竹之内 辰也
2024年もいよいよ暮れが迫り、あっという間に過ぎ去った1年を振り返る季節となりました。この時期になると、毎年話題になるのが新語・流行語大賞です。今年ノミネートされた30語のうち、皆様はいくつご存じでしたでしょうか。私自身、半分以上が初耳でした。個人的には「50-50」が大賞に選ばれるのではと予想していましたが、結果は「ふてほど」でした。予想は外れてしまいましたが、発表を機に今年の世相を改めて実感するきっかけになったように思います。
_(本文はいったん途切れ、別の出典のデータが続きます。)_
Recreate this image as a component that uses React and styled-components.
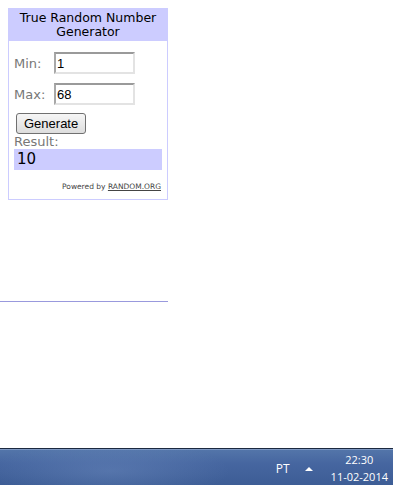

今回のノミネート語の中で医療に関係したものとして、「マイナ保険証一本化」が取り上げられました。利便性向上や診療情報の一元化、医療の効率化を掲げて導入が進められたマイナ保険証ですが、セキュリティへの懸念や運用上の課題から普及が遅れていました。私が勤務する病院でのマイナ保険証の利用率は、オンライン資格確認ベースで71%(10月)、レセプト件数ベースで35%(9月)までようやく増えてきました。また、7月から特定健診情報と薬剤情報の電子カルテへの取得を設定しました。オンライン資格確認等システムからの読み込みには多少時間がかかりますが、他院での投薬内容は漏れなく把握できるようになり、お薬手帳のスキャンよりは正確です。専用端末の導入や高齢者、デジタル弱者への対応は医療機関にとって負担が大きいものの、これは医療DXの入り口にすぎません。この後は、電子処方箋の導入や、3文書6情報を標準化するための電子カルテ情報共有サービスの構築など、さらなる取り組みが控えています。当院でも電子処方箋の年度内導入に向けてシステムベンダーと協議中ですが、あまりの大変さに眩暈すら覚えます。しかも、これらの仕組みは医療界全体での導入が進まなければ形骸化するため、国が描く青写真を実現するには行政からのさらなるサポートが強く求められるところです。
振り返ってみると、2024年は医療DXの土台作りの1年だったと感じます。ここからも前途多難ではありますが、最終的には患者さんの利便性向上や医療の質の向上につながることを期待しています。どうぞ皆様、よいお年をお迎えください。